Diante de tudo isso, a tarefa essencial é recuperar o país chamado Brasil, com o menor número de mortos. Os lideres de Neverlândia eleitoralmente se desmancham com sua própria incompetência. Fernando Gabeira via O Globo:
A
França cortou os voos com o Brasil, e o primeiro-ministro Jean Castex
provocou risos no Parlamento ao falar do uso da hidroxicloroquina por
aqui.
Isso
que chamam de Brasil soa cada vez mais distante para mim. Guardo um
país no escaninho da memória, mas o lugar onde vivo hoje costumo chamar
de Neverlândia.
É
um lugar realmente estapafúrdio, onde um Bolsonaro presidente troca
ideias ao telefone com um senador Kajuru e ameaça dar porradas num
quadro da oposição.
No
final de tudo, o senador Kajuru está sendo processado por uma
apresentadora de TV que ele ofendeu em entrevista, após a conversa com o
presidente.
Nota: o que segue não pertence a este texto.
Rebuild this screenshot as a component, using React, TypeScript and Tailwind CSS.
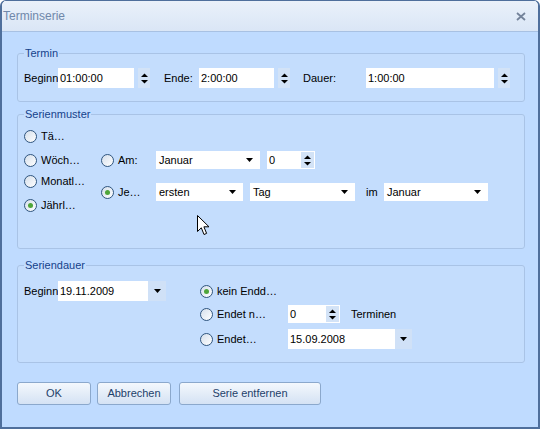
import type { ReactNode } from "react";

const FONT = "font-['Liberation_Sans',Arial,sans-serif]";

function Radio({ checked, label, w }: { checked?: boolean; label: string; w?: number }) {
  return (
    <div className="flex h-[13px] items-center" style={w ? { width: w } : undefined}>
      <div className="flex h-[13px] w-[13px] shrink-0 items-center justify-center rounded-full border border-[#30557e] bg-gradient-to-br from-[#d5dfeb] to-white">
        {checked && <div className="h-[5px] w-[5px] rounded-full bg-[#4fa53a]" />}
      </div>
      <span className="ml-[4px] whitespace-nowrap leading-[13px]">{label}</span>
    </div>
  );
}

function Arrow() {
  return (
    <svg width="7" height="4" viewBox="0 0 7 4">
      <path d="M0 0H7L3.5 4Z" fill="#000" />
    </svg>
  );
}

function SpinArrows() {
  return (
    <svg width="7" height="11" viewBox="0 0 7 11">
      <path d="M0 4H7L3.5 0.5Z" fill="#000" />
      <path d="M0 7H7L3.5 10.5Z" fill="#000" />
    </svg>
  );
}

// Spin box whose buttons sit outside the white field (Termin row)
function TimeSpin({ value, w, gap }: { value: string; w: number; gap: number }) {
  return (
    <div className="flex h-[20px] items-stretch">
      <div className="flex items-center bg-white pl-[2px]" style={{ width: w }}>
        {value}
      </div>
      <div
        className="flex w-[12px] items-center justify-center bg-[#d3e3f7]"
        style={{ marginLeft: gap }}
      >
        <SpinArrows />
      </div>
    </div>
  );
}

// Spin box with buttons inside the white field
function NumSpin({ value, w }: { value: string; w: number }) {
  return (
    <div className="flex h-[18px] items-stretch bg-white py-[1px] pr-[1px]" style={{ width: w }}>
      <div className="flex flex-1 items-center pl-[2px]">{value}</div>
      <div className="flex w-[13px] items-center justify-center bg-[#d3e3f7]">
        <SpinArrows />
      </div>
    </div>
  );
}

function Combo({ value, w }: { value: string; w: number }) {
  return (
    <div className="flex h-[18px] items-center justify-between bg-white pl-[3px] pr-[7px]" style={{ width: w }}>
      <span>{value}</span>
      <Arrow />
    </div>
  );
}

function DateBox({ value, w, btn }: { value: string; w: number; btn: number }) {
  return (
    <div className="flex h-[20px] items-stretch">
      <div className="flex items-center bg-white pl-[2px]" style={{ width: w }}>
        {value}
      </div>
      <div className="flex items-center justify-center bg-[#d0e1f7]" style={{ width: btn }}>
        <Arrow />
      </div>
    </div>
  );
}

function Group({ title, h, className, children }: { title: string; h: number; className?: string; children: ReactNode }) {
  return (
    <fieldset
      className={`w-[508px] rounded-[3px] border border-[#a9c3e6] bg-[#c4ddfd] ${className ?? ""}`}
      style={{ height: h }}
    >
      <legend className="ml-[6px] px-[1px] leading-[13px] text-[#15428b]">{title}</legend>
      {children}
    </fieldset>
  );
}

function Button({ label, w, className }: { label: string; w: number; className?: string }) {
  return (
    <button
      className={`h-[23px] rounded-[3px] border border-[#8ba8cc] bg-gradient-to-b from-[#f4f8fd] via-[#e4edf8] to-[#d4e2f4] text-[#1e3f6a] ${className ?? ""}`}
      style={{ width: w }}
    >
      {label}
    </button>
  );
}

export default function App() {
  return (
    <div
      className={`relative flex h-[429px] w-[540px] flex-col overflow-hidden rounded-t-[6px] border-2 border-t-1 border-[#4f6f9c] text-[11px] text-black ${FONT}`}
    >
      {/* title bar */}
      <div className="flex h-[31px] shrink-0 items-center justify-between border-b border-[#a8c1e3] bg-gradient-to-b from-[#eaf1fa] to-[#dae6f6] pl-[1px] pr-[12px]">
        <span className="text-[12px] text-[#7088aa]">Terminserie</span>
        <svg width="10" height="9" viewBox="0 0 10 9">
          <path d="M1 1L9 8M9 1L1 8" stroke="#74839a" strokeWidth="1.8" />
        </svg>
      </div>

      {/* body */}
      <div className="flex flex-1 flex-col bg-[#bfdbff] pl-[15px] pt-[15px]">
        <Group title="Termin" h={55}>
          <div className="flex items-center pl-[6px] pt-[8px]">
            <span className="w-[34px]">Beginn</span>
            <TimeSpin value="01:00:00" w={76} gap={4} />
            <span className="ml-[14px] w-[35px]">Ende:</span>
            <TimeSpin value="2:00:00" w={75} gap={4} />
            <span className="ml-[13px] w-[63px]">Dauer:</span>
            <TimeSpin value="1:00:00" w={128} gap={4} />
          </div>
        </Group>

        <Group title="Serienmuster" h={141} className="mt-[6px]">
          <div className="flex items-start pl-[6px] pt-[9px]">
            <div className="flex w-[77px] flex-col">
              <Radio label="Tä…" />
              <div className="mt-[11px]">
                <Radio label="Wöch…" />
              </div>
              <div className="mt-[8px]">
                <Radio label="Monatl…" />
              </div>
              <div className="mt-[11px]">
                <Radio label="Jährl…" checked />
              </div>
            </div>
            <div className="mt-[21px] flex flex-col">
              <div className="flex items-center">
                <Radio label="Am:" w={55} />
                <Combo value="Januar" w={104} />
                <div className="ml-[7px]">
                  <NumSpin value="0" w={48} />
                </div>
              </div>
              <div className="mt-[14px] flex items-center">
                <Radio label="Je…" checked w={55} />
                <Combo value="ersten" w={87} />
                <div className="ml-[7px]">
                  <Combo value="Tag" w={105} />
                </div>
                <span className="ml-[11px] w-[18px]">im</span>
                <Combo value="Januar" w={104} />
              </div>
            </div>
          </div>
        </Group>

        <Group title="Seriendauer" h={104} className="mt-[10px]">
          <div className="flex items-start pl-[6px] pt-[9px]">
            <div className="flex items-center">
              <span className="w-[34px]">Beginn</span>
              <DateBox value="19.11.2009" w={90} btn={18} />
            </div>
            <div className="ml-[34px] flex flex-col">
              <div className="flex h-[20px] items-center">
                <Radio label="kein Endd…" checked />
              </div>
              <div className="mt-[4px] flex h-[18px] items-center">
                <Radio label="Endet n…" w={88} />
                <NumSpin value="0" w={52} />
                <span className="ml-[11px]">Terminen</span>
              </div>
              <div className="mt-[6px] flex items-center">
                <Radio label="Endet…" w={88} />
                <DateBox value="15.09.2008" w={107} btn={17} />
              </div>
            </div>
          </div>
        </Group>

        <div className="mt-[19px] flex">
          <Button label="OK" w={74} />
          <Button label="Abbrechen" w={74} className="ml-[6px]" />
          <Button label="Serie entfernen" w={142} className="ml-[8px]" />
        </div>
      </div>

      {/* mouse pointer */}
      <svg className="absolute left-[195px] top-[214px]" width="13" height="21" viewBox="0 0 13 21">
        <path d="M0.5 0.5V16.5L4.3 12.8L7 19.5L9.6 18.4L6.9 11.8H12Z" fill="#fff" stroke="#000" strokeWidth="1" />
      </svg>
    </div>
  );
}
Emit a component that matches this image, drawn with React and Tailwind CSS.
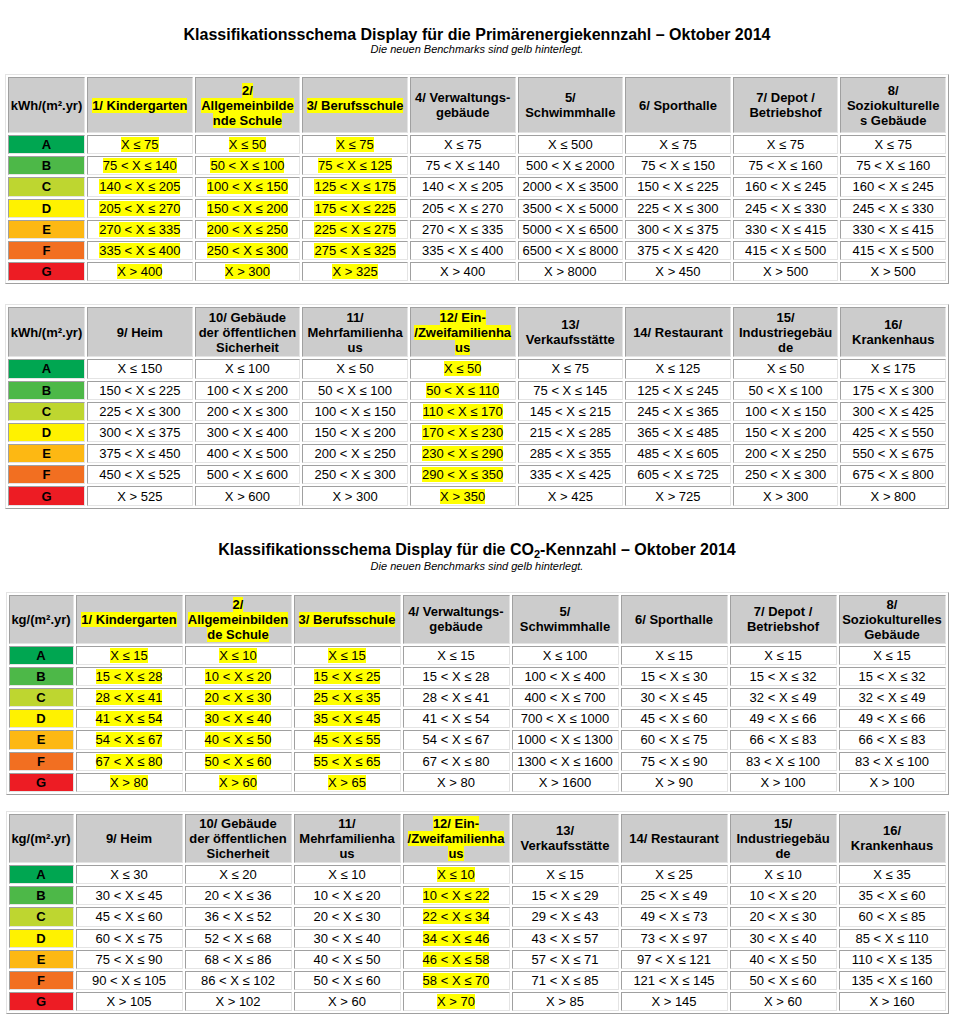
import React from "react";

// grenzwerte -> "X ≤ a", "a < X ≤ b", ..., "X > z"
const r = (...b) => [
  `X ≤ ${b[0]}`,
  ...b.slice(1).map((v, i) => `${b[i]} < X ≤ ${v}`),
  `X > ${b[b.length - 1]}`,
];

const labels = [
  { k: "A", bg: "bg-[#00a651]" },
  { k: "B", bg: "bg-[#4db848]" },
  { k: "C", bg: "bg-[#bed630]" },
  { k: "D", bg: "bg-[#fff200]" },
  { k: "E", bg: "bg-[#fdb813]" },
  { k: "F", bg: "bg-[#f26f21]" },
  { k: "G", bg: "bg-[#ed1c24]" },
];

const tables = [
  {
    unit: "kWh/(m².yr)",
    head: "h-[56px]",
    first: "w-[77px]",
    width: "w-[944px]",
    cols: [
      { h: ["1/ Kindergarten"], hl: true, v: r(75, 140, 205, 270, 335, 400) },
      { h: ["2/", "Allgemeinbilde", "nde Schule"], hl: true, v: r(50, 100, 150, 200, 250, 300) },
      { h: ["3/ Berufsschule"], hl: true, v: r(75, 125, 175, 225, 275, 325) },
      { h: ["4/ Verwaltungs-", "gebäude"], v: r(75, 140, 205, 270, 335, 400) },
      { h: ["5/", "Schwimmhalle"], v: r(500, 2000, 3500, 5000, 6500, 8000) },
      {
        h: ["6/ Sporthalle"],
        v: ["X ≤ 75", "75 < X ≤ 150", "150 < X ≤ 225", "225 < X ≤ 300", "300 < X ≤ 375", "375 < X ≤ 420", "X > 450"],
      },
      { h: ["7/ Depot /", "Betriebshof"], v: r(75, 160, 245, 330, 415, 500) },
      { h: ["8/", "Soziokulturelle", "s Gebäude"], v: r(75, 160, 245, 330, 415, 500) },
    ],
  },
  {
    unit: "kWh/(m².yr)",
    head: "h-[50px]",
    first: "w-[77px]",
    width: "w-[944px]",
    cols: [
      { h: ["9/ Heim"], v: r(150, 225, 300, 375, 450, 525) },
      { h: ["10/ Gebäude", "der öffentlichen", "Sicherheit"], v: r(100, 200, 300, 400, 500, 600) },
      { h: ["11/", "Mehrfamilienha", "us"], v: r(50, 100, 150, 200, 250, 300) },
      { h: ["12/ Ein-", "/Zweifamilienha", "us"], hl: true, v: r(50, 110, 170, 230, 290, 350) },
      {
        h: ["13/", "Verkaufsstätte"],
        v: ["X ≤ 75", "75 < X ≤ 145", "145 < X ≤ 215", "215 < X ≤ 285", "285 < X ≤ 355", "335 < X ≤ 425", "X > 425"],
      },
      { h: ["14/ Restaurant"], v: r(125, 245, 365, 485, 605, 725) },
      { h: ["15/", "Industriegebäu", "de"], v: r(50, 100, 150, 200, 250, 300) },
      { h: ["16/", "Krankenhaus"], v: r(175, 300, 425, 550, 675, 800) },
    ],
  },
  {
    unit: "kg/(m².yr)",
    head: "h-[49px]",
    first: "w-[65px]",
    width: "w-[943px]",
    cols: [
      { h: ["1/ Kindergarten"], hl: true, v: r(15, 28, 41, 54, 67, 80) },
      { h: ["2/", "Allgemeinbilden", "de Schule"], hl: true, v: r(10, 20, 30, 40, 50, 60) },
      { h: ["3/ Berufsschule"], hl: true, v: r(15, 25, 35, 45, 55, 65) },
      { h: ["4/ Verwaltungs-", "gebäude"], v: r(15, 28, 41, 54, 67, 80) },
      { h: ["5/", "Schwimmhalle"], v: r(100, 400, 700, 1000, 1300, 1600) },
      { h: ["6/ Sporthalle"], v: r(15, 30, 45, 60, 75, 90) },
      { h: ["7/ Depot /", "Betriebshof"], v: r(15, 32, 49, 66, 83, 100) },
      { h: ["8/", "Soziokulturelles", "Gebäude"], v: r(15, 32, 49, 66, 83, 100) },
    ],
  },
  {
    unit: "kg/(m².yr)",
    head: "h-[49px]",
    first: "w-[65px]",
    width: "w-[943px]",
    cols: [
      { h: ["9/ Heim"], v: r(30, 45, 60, 75, 90, 105) },
      { h: ["10/ Gebäude", "der öffentlichen", "Sicherheit"], v: r(20, 36, 52, 68, 86, 102) },
      { h: ["11/", "Mehrfamilienha", "us"], v: r(10, 20, 30, 40, 50, 60) },
      { h: ["12/ Ein-", "/Zweifamilienha", "us"], hl: true, v: r(10, 22, 34, 46, 58, 70) },
      { h: ["13/", "Verkaufsstätte"], v: r(15, 29, 43, 57, 71, 85) },
      { h: ["14/ Restaurant"], v: r(25, 49, 73, 97, 121, 145) },
      { h: ["15/", "Industriegebäu", "de"], v: r(10, 20, 30, 40, 50, 60) },
      { h: ["16/", "Krankenhaus"], v: r(35, 60, 85, 110, 135, 160) },
    ],
  },
];

const cell =
  "border border-solid border-t-[#a0a0a0] border-l-[#a0a0a0] border-r-[#e4e4e4] border-b-[#e4e4e4] text-center align-middle px-0 py-0 whitespace-nowrap";

const Lines = ({ lines }) =>
  lines.map((l, i) => (
    <React.Fragment key={i}>
      {i > 0 && <br />}
      {l}
    </React.Fragment>
  ));

const Table = ({ t, className }) => (
  <table
    className={`${t.width} ${className} mx-auto table-fixed border-separate border-spacing-[2px] border border-solid border-t-[#e4e4e4] border-l-[#e4e4e4] border-r-[#a0a0a0] border-b-[#a0a0a0] text-[13px] leading-[15px] text-black`}
  >
    <colgroup>
      <col className={t.first} />
      {t.cols.map((c, i) => (
        <col key={i} />
      ))}
    </colgroup>
    <thead>
      <tr>
        <th className={`${cell} ${t.head} bg-[#cccccc] font-bold`}>{t.unit}</th>
        {t.cols.map((c, i) => (
          <th key={i} className={`${cell} ${t.head} bg-[#cccccc] font-bold`}>
            {c.hl ? (
              <span className="bg-[#ffff00]">
                <Lines lines={c.h} />
              </span>
            ) : (
              <Lines lines={c.h} />
            )}
          </th>
        ))}
      </tr>
    </thead>
    <tbody>
      {labels.map((l, ri) => (
        <tr key={l.k}>
          <td className={`${cell} h-[19.2px] ${l.bg} font-bold`}>{l.k}</td>
          {t.cols.map((c, i) => (
            <td key={i} className={`${cell} h-[19.2px] bg-white`}>
              {c.hl ? <span className="bg-[#ffff00]">{c.v[ri]}</span> : c.v[ri]}
            </td>
          ))}
        </tr>
      ))}
    </tbody>
  </table>
);

const Title = ({ children }) => (
  <div className="text-center text-black">
    <div className="text-[16px] font-bold leading-[17px]">{children}</div>
    <div className="text-[11px] italic leading-[12px]">Die neuen Benchmarks sind gelb hinterlegt.</div>
  </div>
);

export default function App() {
  return (
    <div className="w-[954px] min-h-[1030px] bg-white pt-[26px] font-['Liberation_Sans',Arial,sans-serif]">
      <Title>Klassifikationsschema Display für die Primärenergiekennzahl – Oktober 2014</Title>
      <Table t={tables[0]} className="mt-[19px]" />
      <Table t={tables[1]} className="mt-[20px]" />

      <div className="mt-[32px]">
        <Title>
          Klassifikationsschema Display für die CO
          <span className="relative top-[3px] text-[11px]">2</span>
          -Kennzahl – Oktober 2014
        </Title>
      </div>
      <Table t={tables[2]} className="mt-[20px]" />
      <Table t={tables[3]} className="mt-[16px]" />
    </div>
  );
}
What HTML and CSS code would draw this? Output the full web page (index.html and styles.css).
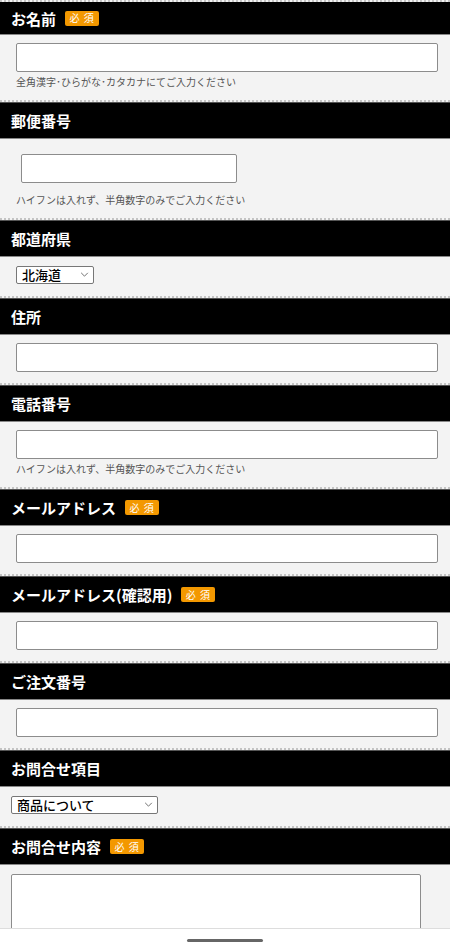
FILE: index.html
```html
<!DOCTYPE html>
<html lang="ja">
<head>
  <meta charset="UTF-8" />
  <meta name="viewport" content="width=device-width, initial-scale=1.0"/>
  <title>お問い合わせフォーム</title>
  <link rel="stylesheet" href="styles.css">
</head>
<body>
  <form class="contact-form">
    <div class="field field-top">
      <div class="field-head field-head-first">お名前<span class="req">必 須</span></div>
      <div class="field-body">
        <input type="text" class="text-input">
        <p class="note">全角漢字･ひらがな･カタカナにてご入力ください</p>
      </div>
    </div>
    <div class="field">
      <div class="field-head">郵便番号</div>
      <div class="field-body body-zip">
        <input type="text" class="text-input zip-input">
        <p class="note note-zip">ハイフンは入れず、半角数字のみでご入力ください</p>
      </div>
    </div>
    <div class="field">
      <div class="field-head">都道府県</div>
      <div class="field-body body-select">
        <span class="select-wrap">
          <select class="select pref-select">
            <option>北海道</option>
            <option>青森県</option>
            <option>岩手県</option>
          </select>
          <svg class="chevron" viewBox="0 0 10 6"><path d="M1 1l4 4 4-4" fill="none" stroke="#555" stroke-width="1"/></svg>
        </span>
      </div>
    </div>
    <div class="field">
      <div class="field-head">住所</div>
      <div class="field-body">
        <input type="text" class="text-input">
      </div>
    </div>
    <div class="field">
      <div class="field-head">電話番号</div>
      <div class="field-body">
        <input type="tel" class="text-input">
        <p class="note">ハイフンは入れず、半角数字のみでご入力ください</p>
      </div>
    </div>
    <div class="field">
      <div class="field-head">メールアドレス<span class="req">必 須</span></div>
      <div class="field-body">
        <input type="email" class="text-input">
      </div>
    </div>
    <div class="field">
      <div class="field-head">メールアドレス(確認用)<span class="req">必 須</span></div>
      <div class="field-body">
        <input type="email" class="text-input">
      </div>
    </div>
    <div class="field">
      <div class="field-head">ご注文番号</div>
      <div class="field-body">
        <input type="text" class="text-input">
      </div>
    </div>
    <div class="field">
      <div class="field-head">お問合せ項目</div>
      <div class="field-body body-select body-narrow">
        <span class="select-wrap">
          <select class="select item-select">
            <option>商品について</option>
            <option>配送について</option>
            <option>その他</option>
          </select>
          <svg class="chevron" viewBox="0 0 10 6"><path d="M1 1l4 4 4-4" fill="none" stroke="#555" stroke-width="1"/></svg>
        </span>
      </div>
    </div>
    <div class="field">
      <div class="field-head">お問合せ内容<span class="req">必 須</span></div>
      <div class="field-body body-narrow body-text">
        <textarea class="textarea"></textarea>
      </div>
    </div>
  </form>
  <div class="nav-bar"><span class="nav-pill"></span></div>
</body>
</html>
```

FILE: styles.css
```css
html, body {
  margin: 0;
  padding: 0;
  height: 100vh;
  overflow: hidden;
  background: #f3f3f3;
  font-family: "Noto Sans CJK JP", "Noto Sans", sans-serif;
}
.contact-form {
  margin: 0;
}
.field {
  background: #f3f3f3;
  border-bottom: 2px dotted #c4c4c4;
}
.field-top {
  border-top: 2px dotted #c4c4c4;
}
.field-head {
  display: flex;
  align-items: center;
  height: 35px;
  padding-left: 11px;
  background: #000;
  border-top: 1px solid #555;
  border-bottom: 1px solid #888;
  color: #fff;
  font-size: 15px;
  font-weight: 700;
  line-height: 1;
}
.field-head-first {
  height: 32px;
  border-top: none;
}
.req {
  display: inline-flex;
  align-items: center;
  justify-content: center;
  width: 34px;
  height: 15px;
  margin-left: 9px;
  background: #f39800;
  border-radius: 2px;
  color: #fff;
  font-size: 10px;
  font-weight: 400;
  letter-spacing: 1px;
}
.field-body {
  padding: 8px 12px 11px 16px;
}
.body-zip {
  padding: 15px 12px 11px 21px;
}
.body-select {
  display: flex;
  align-items: center;
  height: 18px;
  padding: 9px 12px 12px 16px;
}
.body-narrow {
  padding-left: 11px;
}
.body-text {
  padding-top: 9px;
}
.text-input {
  display: block;
  box-sizing: border-box;
  width: 100%;
  height: 29px;
  margin: 0;
  border: 1px solid #8c8c8c;
  border-radius: 2px;
  background: #fff;
  outline: none;
}
.zip-input {
  width: 216px;
}
.note {
  margin: 3px 0 0 0;
  color: #555;
  font-size: 10px;
  line-height: 14px;
}
.note-zip {
  margin: 10px 0 0 -5px;
}
.select-wrap {
  position: relative;
  display: flex;
  align-items: center;
  height: 18px;
}
.select {
  -webkit-appearance: none;
  appearance: none;
  box-sizing: border-box;
  height: 18px;
  margin: 0;
  padding: 0 0 0 5px;
  border: 1px solid #777;
  border-radius: 2px;
  background: #fff;
  color: #000;
  font-family: "Noto Sans CJK JP", sans-serif;
  font-size: 13px;
  font-weight: 500;
  line-height: 16px;
  outline: none;
}
.pref-select {
  width: 78px;
}
.item-select {
  width: 147px;
}
.chevron {
  position: absolute;
  right: 5px;
  top: 6px;
  width: 9px;
  height: 5px;
  pointer-events: none;
}
.textarea {
  display: block;
  box-sizing: border-box;
  width: 410px;
  height: 110px;
  margin: 0;
  border: 1px solid #8c8c8c;
  border-radius: 2px;
  background: #fff;
  resize: none;
  outline: none;
}
/* 端末のナビゲーションバー */
.nav-bar {
  position: fixed;
  left: 0;
  right: 0;
  bottom: 0;
  height: 18px;
  background: #fff;
  border-top: 1px solid #ddd;
  display: flex;
  justify-content: center;
  align-items: center;
}
.nav-pill {
  display: block;
  width: 76px;
  height: 3px;
  margin-top: 4px;
  border-radius: 2px;
  background: #666;
}
```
Tudo na verdade parece um enredo televisivo, filmado com a
luz de padaria e um cenário com cores berrantes.
Em
Neverlândia, o presidente incorpora um personagem do programa “Casseta
& Planeta”, chamado Maçaranduba, obcecado por dar porradas.
Em
Neverlândia , o ministro do Meio Ambiente é acusado pela polícia de se
associar a desmatadores para protegê-los da investigação e processo
criminal. Isso jamais aconteceu no país chamado Brasil, agora envolto em
névoa, pairando sobre meus cansados neurônios.
Em
Neverlândia, políticos ainda hesitam em apurar o que acontece, apesar
de mais de 370 mil mortos, de a maioria da população ter fome e de
alguns doentes amarrados na cama, por falta de sedativos e relaxantes
musculares.
Em Neverlândia, um vereador mata um menino a pancadas, e a mãe marca hora com a manicure.
Aquele
país chamado Brasil nunca foi perfeito. Seus orçamentos eram irreais.
Mas, depois que se transformou, surgem ideias como mandar o líder da
Neverlândia para o exterior, para que não o punam pelos crimes fiscais.
A
ideia não vingou, não porque era absurda, mas pelo fato de não ter para
onde ir: as portas do mundo estão fechadas. Não há saída para quem vive
na Neverlândia. A única possibilidade real é buscar de novo aquele país
chamado Brasil, que escapou entre os dedos até se tornar isso que está
aí.
Será
um reencontro difícil. Há muitos Maçarandubas por aí, querendo dar
pancadas. Apenas pelos músculos, não são assim tão perigosos. O problema
é o crescimento do número de armas, um dos pontos básicos na transição
para a Neverlândia.
Para
reencontrar o Brasil, é preciso admitir que a Neverlândia sempre esteve
por aqui, como uma espécie de mais um estado, não um espaço físico da
Federação, mas um estado de espírito.
Nunca conseguiremos mandá-lo integralmente para as terras do nunca mais. O que não é possível é deixar que substitua o Brasil.
Éramos
um país feliz, lembram? Havia energia, criatividade no ar. Era o que
sentiam os que nos visitavam nos tempos de Brasil. A felicidade era,
indiretamente, uma atração turística.
A
pandemia revelou o que sabíamos, mas jamais encaramos de frente, que
são nossas desigualdades. Ao explodir num momento de trevas num governo
de obtusos negacionistas, ela provocou uma tempestade perfeita.
A
sobrevivência de países em momentos históricos excepcionais depende da
capacidade de unir forças, conjugar talentos e vontades.
Quando se trata de um inimigo externo e visível com o estrago de suas bombas, o trabalho de unir é mais fácil.
Estamos
diante de um inimigo invisível, o vírus, e de um adversário interno: a
extrema-direita, que sempre existirá, mas jamais nos representará, pois a
soma dos seus erros e iniquidades nos transfigurou em Neverlândia.
Diante
de tudo isso, a tarefa essencial é recuperar o país chamado Brasil, com
o menor número de mortos. Os lideres de Neverlândia eleitoralmente se
desmancham com sua própria incompetência.
Mas
e os mortos? Na Neverlândia morre mais gente do que nasce. Como
estancar a mortandade e chegar vivo a 2022? É uma pergunta que deveria
ofuscar todas as pequenas questões políticas, ciúmes e rancores que
acabam sendo também uma forma de interiorizar a morte.